● The request
Set down each line of the data below exactly as it stands, dropping the pictures.
--- Start of Stored data ---
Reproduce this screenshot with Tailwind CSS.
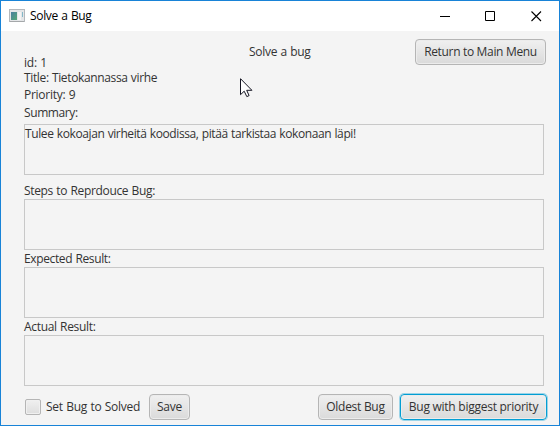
<!DOCTYPE html>
<html lang="fi">
<head>
<meta charset="utf-8">
<title>Solve a Bug</title>
<script src="https://cdn.jsdelivr.net/npm/@tailwindcss/browser@4"></script>
</head>
<body class="w-[560px] h-[426px] overflow-hidden font-['Open_Sans','Noto_Sans',sans-serif] text-[12px] leading-4 text-[#333333] whitespace-nowrap [word-spacing:0.5px]">
<div class="relative w-[560px] h-[426px] border border-[#1883d7] bg-[#f4f4f4] flex flex-col">
  <header class="h-[30px] shrink-0 bg-white flex items-center text-black">
    <svg class="ml-2 w-4 h-[14px] shrink-0" viewBox="0 0 16 14" shape-rendering="crispEdges">
      <defs><linearGradient id="pane" x1="0" y1="0" x2="1" y2="1"><stop offset="0" stop-color="#4a7fa0"/><stop offset="1" stop-color="#55a876"/></linearGradient></defs>
      <rect x=".5" y=".5" width="15" height="12" fill="#e4e6e8" stroke="#b4b8bc"/>
      <rect x="2" y="3" width="6" height="8" fill="url(#pane)"/>
      <rect x="9" y="3" width="3" height="8" fill="#f4f4f4"/>
      <rect x="13" y="3" width="1" height="5" fill="#83b7c8"/>
      <rect x="1" y="12" width="14" height="1" fill="#a5a8aa"/>
    </svg>
    <h1 class="ml-[5px] tracking-[-0.32px]">Solve a Bug</h1>
    <svg class="ml-auto mr-[14px] w-[105px] h-[11px]" viewBox="0 0 105 11" fill="none" stroke="black">
      <path d="M0 5.5h10M45.5 .5h9v9h-9z"/><path d="M91.5 .5l9.5 9.5M101 .5l-9.5 9.5" stroke-width="1.1"/>
    </svg>
  </header>
  <main class="flex flex-col pl-[23px]">
    <section class="flex h-[93px] items-start">
      <div class="w-[225px] pt-6 flex flex-col">
        <p class="h-[15px] tracking-[-0.2px]">id: 1</p>
        <p class="h-[17px] tracking-[-0.36px]">Title: Tietokannassa virhe</p>
        <p class="h-[18px] tracking-[-0.26px]">Priority: 9</p>
        <p class="h-4 tracking-[-0.4px]">Summary:</p>
      </div>
      <p class="w-[166px] pt-[13px] tracking-[-0.28px]">Solve a bug</p>
      <button class="mt-2 w-[131px] h-[26px] rounded-[4px] border border-[#b5b5b5] bg-linear-to-b from-[#f0f0f0] to-[#dadada] shadow-[inset_0_0_0_1px_#ececec] tracking-[-0.33px]">Return to Main Menu</button>
    </section>
    <div class="w-[520px] h-[51px] border border-[#c8c8c8] pt-px tracking-[-0.39px]">Tulee kokoajan virheitä koodissa, pitää tarkistaa kokonaan läpi!</div>
    <p class="pt-2 h-6 tracking-[-0.33px]">Steps to Reprdouce Bug:</p>
    <div class="w-[520px] h-[51px] border border-[#c8c8c8]"></div>
    <p class="pt-px h-[17px] tracking-[-0.37px]">Expected Result:</p>
    <div class="w-[520px] h-[51px] border border-[#c8c8c8]"></div>
    <p class="pt-px h-[17px] tracking-[-0.32px]">Actual Result:</p>
    <div class="w-[520px] h-[51px] border border-[#c8c8c8]"></div>
    <footer class="mt-2 h-[26px] flex items-center">
      <label class="flex w-[125px] items-center tracking-[-0.26px]"><i class="ml-px mr-[5px] size-4 rounded-[2px] border border-[#b5b5b5] bg-linear-to-b from-[#f0f0f0] to-[#dedede] shadow-[inset_0_0_0_1px_#f0f0f0]"></i>Set Bug to Solved</label>
      <button class="w-[41px] h-[26px] rounded-[4px] border border-[#b5b5b5] bg-linear-to-b from-[#f0f0f0] to-[#dadada] shadow-[inset_0_0_0_1px_#ececec] tracking-[-0.2px]">Save</button>
      <button class="ml-[128px] w-[75px] h-[26px] rounded-[4px] border border-[#b5b5b5] bg-linear-to-b from-[#f0f0f0] to-[#dadada] shadow-[inset_0_0_0_1px_#ececec] tracking-[-0.28px]">Oldest Bug</button>
      <button class="ml-[7px] w-[147px] h-[26px] rounded-[4px] border border-[#039ed3] bg-linear-to-b from-[#f0f0f0] to-[#dadada] shadow-[inset_0_0_0_1px_#ececec,0_0_0_1px_#9bd4e8] tracking-[-0.26px]">Bug with biggest priority</button>
    </footer>
  </main>
  <svg class="absolute left-[239px] top-[77px] w-[13px] h-[20px]" viewBox="0 0 13 20"><path d="M.5 .7v16l3.7-3.5 2.6 5.4 2.3-1-2.4-5.3h5.2z" fill="white" stroke="#151522"/></svg>
</div>
</body>
</html>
--- End of Stored data ---
● Correct answer
Reproduce this screenshot with Tailwind CSS.
<!DOCTYPE html>
<html lang="fi">
<head>
<meta charset="utf-8">
<title>Solve a Bug</title>
<script src="https://cdn.jsdelivr.net/npm/@tailwindcss/browser@4"></script>
</head>
<body class="w-[560px] h-[426px] overflow-hidden font-['Open_Sans','Noto_Sans',sans-serif] text-[12px] leading-4 text-[#333333] whitespace-nowrap [word-spacing:0.5px]">
<div class="relative w-[560px] h-[426px] border border-[#1883d7] bg-[#f4f4f4] flex flex-col">
  <header class="h-[30px] shrink-0 bg-white flex items-center text-black">
    <svg class="ml-2 w-4 h-[14px] shrink-0" viewBox="0 0 16 14" shape-rendering="crispEdges">
      <defs><linearGradient id="pane" x1="0" y1="0" x2="1" y2="1"><stop offset="0" stop-color="#4a7fa0"/><stop offset="1" stop-color="#55a876"/></linearGradient></defs>
      <rect x=".5" y=".5" width="15" height="12" fill="#e4e6e8" stroke="#b4b8bc"/>
      <rect x="2" y="3" width="6" height="8" fill="url(#pane)"/>
      <rect x="9" y="3" width="3" height="8" fill="#f4f4f4"/>
      <rect x="13" y="3" width="1" height="5" fill="#83b7c8"/>
      <rect x="1" y="12" width="14" height="1" fill="#a5a8aa"/>
    </svg>
    <h1 class="ml-[5px] tracking-[-0.32px]">Solve a Bug</h1>
    <svg class="ml-auto mr-[14px] w-[105px] h-[11px]" viewBox="0 0 105 11" fill="none" stroke="black">
      <path d="M0 5.5h10M45.5 .5h9v9h-9z"/><path d="M91.5 .5l9.5 9.5M101 .5l-9.5 9.5" stroke-width="1.1"/>
    </svg>
  </header>
  <main class="flex flex-col pl-[23px]">
    <section class="flex h-[93px] items-start">
      <div class="w-[225px] pt-6 flex flex-col">
        <p class="h-[15px] tracking-[-0.2px]">id: 1</p>
        <p class="h-[17px] tracking-[-0.36px]">Title: Tietokannassa virhe</p>
        <p class="h-[18px] tracking-[-0.26px]">Priority: 9</p>
        <p class="h-4 tracking-[-0.4px]">Summary:</p>
      </div>
      <p class="w-[166px] pt-[13px] tracking-[-0.28px]">Solve a bug</p>
      <button class="mt-2 w-[131px] h-[26px] rounded-[4px] border border-[#b5b5b5] bg-linear-to-b from-[#f0f0f0] to-[#dadada] shadow-[inset_0_0_0_1px_#ececec] tracking-[-0.33px]">Return to Main Menu</button>
    </section>
    <div class="w-[520px] h-[51px] border border-[#c8c8c8] pt-px tracking-[-0.39px]">Tulee kokoajan virheitä koodissa, pitää tarkistaa kokonaan läpi!</div>
    <p class="pt-2 h-6 tracking-[-0.33px]">Steps to Reprdouce Bug:</p>
    <div class="w-[520px] h-[51px] border border-[#c8c8c8]"></div>
    <p class="pt-px h-[17px] tracking-[-0.37px]">Expected Result:</p>
    <div class="w-[520px] h-[51px] border border-[#c8c8c8]"></div>
    <p class="pt-px h-[17px] tracking-[-0.32px]">Actual Result:</p>
    <div class="w-[520px] h-[51px] border border-[#c8c8c8]"></div>
    <footer class="mt-2 h-[26px] flex items-center">
      <label class="flex w-[125px] items-center tracking-[-0.26px]"><i class="ml-px mr-[5px] size-4 rounded-[2px] border border-[#b5b5b5] bg-linear-to-b from-[#f0f0f0] to-[#dedede] shadow-[inset_0_0_0_1px_#f0f0f0]"></i>Set Bug to Solved</label>
      <button class="w-[41px] h-[26px] rounded-[4px] border border-[#b5b5b5] bg-linear-to-b from-[#f0f0f0] to-[#dadada] shadow-[inset_0_0_0_1px_#ececec] tracking-[-0.2px]">Save</button>
      <button class="ml-[128px] w-[75px] h-[26px] rounded-[4px] border border-[#b5b5b5] bg-linear-to-b from-[#f0f0f0] to-[#dadada] shadow-[inset_0_0_0_1px_#ececec] tracking-[-0.28px]">Oldest Bug</button>
      <button class="ml-[7px] w-[147px] h-[26px] rounded-[4px] border border-[#039ed3] bg-linear-to-b from-[#f0f0f0] to-[#dadada] shadow-[inset_0_0_0_1px_#ececec,0_0_0_1px_#9bd4e8] tracking-[-0.26px]">Bug with biggest priority</button>
    </footer>
  </main>
  <svg class="absolute left-[239px] top-[77px] w-[13px] h-[20px]" viewBox="0 0 13 20"><path d="M.5 .7v16l3.7-3.5 2.6 5.4 2.3-1-2.4-5.3h5.2z" fill="white" stroke="#151522"/></svg>
</div>
</body>
</html>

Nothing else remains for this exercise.